● **GIVEN EXERCISE**: Go through the data below and copy it exactly, skipping every picture.

● **RECORDED DATA**:
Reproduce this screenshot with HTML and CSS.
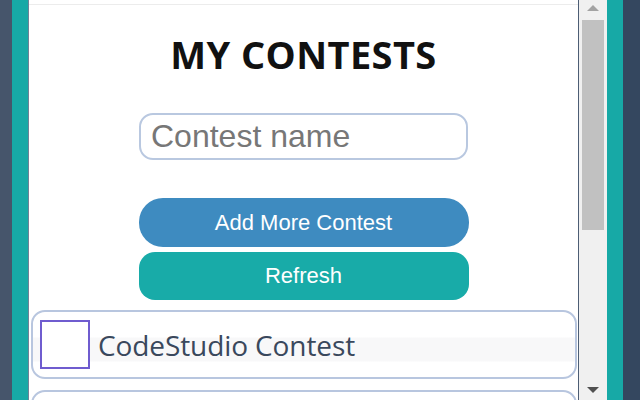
FILE: index.html
```html
<!DOCTYPE html>
<html>
<head>
<meta charset="utf-8">
<link rel="stylesheet" href="styles.css">
</head>
<body>
<div class="frame">
  <div class="edge-dark-left"></div>
  <div class="edge-teal"></div>
  <div class="panel">
    <div class="content">
      <div class="topline"></div>
      <h1 class="title">MY CONTESTS</h1>
      <input class="name-input" type="text" placeholder="Contest name">
      <button class="btn btn-add">Add More Contest</button>
      <button class="btn btn-refresh">Refresh</button>
      <div class="card">
        <div class="check"></div>
        <span class="card-name">CodeStudio Contest</span>
      </div>
      <div class="card card-next"></div>
    </div>
    <div class="scrollbar">
      <div class="arrow arrow-up"></div>
      <div class="thumb"></div>
      <div class="track-fill"></div>
      <div class="arrow arrow-down"></div>
    </div>
  </div>
  <div class="edge-teal edge-teal-right"></div>
  <div class="edge-dark-right"></div>
</div>
</body>
</html>
```

FILE: styles.css
```css
* { box-sizing: border-box; }
html, body {
  margin: 0;
  padding: 0;
  width: 640px;
  height: 400px;
  overflow: hidden;
  background: #44546a;
}
.frame {
  display: flex;
  width: 640px;
  height: 400px;
}
.edge-dark-left {
  width: 12px;
  background: #46556b;
}
.edge-teal {
  background: #17a9a6;
  border-right: 1px solid #6f8297;
  width: 17px;
}
.edge-teal-right {
  border-right: none;
  width: 16px;
}
.edge-dark-right {
  width: 17px;
  background: #34475f;
}
.panel {
  flex: 1;
  display: flex;
  background: #ffffff;
  height: 400px;
}
.content {
  flex: 1;
  display: flex;
  flex-direction: column;
  align-items: center;
  padding-top: 4px;
  border-right: 1px solid #4c5d74;
  overflow: hidden;
}
.content > * {
  flex-shrink: 0;
}
.topline {
  align-self: stretch;
  height: 1px;
  background: #ececec;
}
.title {
  margin: 26px 0 0 0;
  font-family: "Open Sans", "Noto Sans", sans-serif;
  font-weight: 700;
  font-size: 38px;
  line-height: 46px;
  color: #111111;
  letter-spacing: 0.4px;
}
.name-input {
  margin-top: 36px;
  width: 329px;
  height: 47px;
  border: 2px solid #b9c8e0;
  border-radius: 14px;
  padding: 0 10px;
  font-family: "Liberation Sans", Arial, sans-serif;
  font-size: 32px;
  color: #333;
  outline: none;
  background: #fff;
}
.name-input::placeholder {
  color: #777777;
}
.btn {
  width: 330px;
  border: none;
  color: #ffffff;
  font-family: "Liberation Sans", Arial, sans-serif;
  font-size: 22px;
  padding: 0;
}
.btn-add {
  margin-top: 38px;
  height: 49px;
  border-radius: 24px;
  background: #3e8bc0;
}
.btn-refresh {
  margin-top: 5px;
  height: 48px;
  border-radius: 16px;
  background: #18aba8;
}
.card {
  margin-top: 10px;
  align-self: stretch;
  margin-left: 2px;
  margin-right: 1px;
  height: 69px;
  border: 2px solid #b8c6df;
  border-radius: 14px;
  display: flex;
  align-items: center;
  padding-left: 7px;
  background: linear-gradient(#ffffff 0, #ffffff 25px, #f8f8f9 26px, #f8f8f9 49px, #ffffff 50px);
}
.check {
  width: 50px;
  height: 49px;
  border: 2px solid #6f5ccf;
  background: #fff;
  flex-shrink: 0;
}
.card-name {
  margin-left: 8px;
  font-family: "Open Sans", "Noto Sans", sans-serif;
  font-size: 28px;
  color: #3a485c;
  letter-spacing: -0.1px;
}
.card-next {
  margin-top: 11px;
  background: #fff;
}
.scrollbar {
  width: 28px;
  background: #f0f0f0;
  display: flex;
  flex-direction: column;
  align-items: center;
}
.arrow {
  width: 0;
  height: 0;
  border-left: 6px solid transparent;
  border-right: 6px solid transparent;
}
.arrow-up {
  margin-top: 5px;
  border-bottom: 6px solid #a3a3a3;
}
.thumb {
  margin-top: 9px;
  width: 22px;
  height: 210px;
  background: #c1c1c1;
}
.track-fill {
  flex: 1;
}
.arrow-down {
  margin-bottom: 7px;
  border-top: 6px solid #505050;
}
```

● **WRITTEN ANSWER**:
Reproduce this screenshot with HTML and CSS.
FILE: index.html
```html
<!DOCTYPE html>
<html>
<head>
<meta charset="utf-8">
<link rel="stylesheet" href="styles.css">
</head>
<body>
<div class="frame">
  <div class="edge-dark-left"></div>
  <div class="edge-teal"></div>
  <div class="panel">
    <div class="content">
      <div class="topline"></div>
      <h1 class="title">MY CONTESTS</h1>
      <input class="name-input" type="text" placeholder="Contest name">
      <button class="btn btn-add">Add More Contest</button>
      <button class="btn btn-refresh">Refresh</button>
      <div class="card">
        <div class="check"></div>
        <span class="card-name">CodeStudio Contest</span>
      </div>
      <div class="card card-next"></div>
    </div>
    <div class="scrollbar">
      <div class="arrow arrow-up"></div>
      <div class="thumb"></div>
      <div class="track-fill"></div>
      <div class="arrow arrow-down"></div>
    </div>
  </div>
  <div class="edge-teal edge-teal-right"></div>
  <div class="edge-dark-right"></div>
</div>
</body>
</html>
```

FILE: styles.css
```css
* { box-sizing: border-box; }
html, body {
  margin: 0;
  padding: 0;
  width: 640px;
  height: 400px;
  overflow: hidden;
  background: #44546a;
}
.frame {
  display: flex;
  width: 640px;
  height: 400px;
}
.edge-dark-left {
  width: 12px;
  background: #46556b;
}
.edge-teal {
  background: #17a9a6;
  border-right: 1px solid #6f8297;
  width: 17px;
}
.edge-teal-right {
  border-right: none;
  width: 16px;
}
.edge-dark-right {
  width: 17px;
  background: #34475f;
}
.panel {
  flex: 1;
  display: flex;
  background: #ffffff;
  height: 400px;
}
.content {
  flex: 1;
  display: flex;
  flex-direction: column;
  align-items: center;
  padding-top: 4px;
  border-right: 1px solid #4c5d74;
  overflow: hidden;
}
.content > * {
  flex-shrink: 0;
}
.topline {
  align-self: stretch;
  height: 1px;
  background: #ececec;
}
.title {
  margin: 26px 0 0 0;
  font-family: "Open Sans", "Noto Sans", sans-serif;
  font-weight: 700;
  font-size: 38px;
  line-height: 46px;
  color: #111111;
  letter-spacing: 0.4px;
}
.name-input {
  margin-top: 36px;
  width: 329px;
  height: 47px;
  border: 2px solid #b9c8e0;
  border-radius: 14px;
  padding: 0 10px;
  font-family: "Liberation Sans", Arial, sans-serif;
  font-size: 32px;
  color: #333;
  outline: none;
  background: #fff;
}
.name-input::placeholder {
  color: #777777;
}
.btn {
  width: 330px;
  border: none;
  color: #ffffff;
  font-family: "Liberation Sans", Arial, sans-serif;
  font-size: 22px;
  padding: 0;
}
.btn-add {
  margin-top: 38px;
  height: 49px;
  border-radius: 24px;
  background: #3e8bc0;
}
.btn-refresh {
  margin-top: 5px;
  height: 48px;
  border-radius: 16px;
  background: #18aba8;
}
.card {
  margin-top: 10px;
  align-self: stretch;
  margin-left: 2px;
  margin-right: 1px;
  height: 69px;
  border: 2px solid #b8c6df;
  border-radius: 14px;
  display: flex;
  align-items: center;
  padding-left: 7px;
  background: linear-gradient(#ffffff 0, #ffffff 25px, #f8f8f9 26px, #f8f8f9 49px, #ffffff 50px);
}
.check {
  width: 50px;
  height: 49px;
  border: 2px solid #6f5ccf;
  background: #fff;
  flex-shrink: 0;
}
.card-name {
  margin-left: 8px;
  font-family: "Open Sans", "Noto Sans", sans-serif;
  font-size: 28px;
  color: #3a485c;
  letter-spacing: -0.1px;
}
.card-next {
  margin-top: 11px;
  background: #fff;
}
.scrollbar {
  width: 28px;
  background: #f0f0f0;
  display: flex;
  flex-direction: column;
  align-items: center;
}
.arrow {
  width: 0;
  height: 0;
  border-left: 6px solid transparent;
  border-right: 6px solid transparent;
}
.arrow-up {
  margin-top: 5px;
  border-bottom: 6px solid #a3a3a3;
}
.thumb {
  margin-top: 9px;
  width: 22px;
  height: 210px;
  background: #c1c1c1;
}
.track-fill {
  flex: 1;
}
.arrow-down {
  margin-bottom: 7px;
  border-top: 6px solid #505050;
}
```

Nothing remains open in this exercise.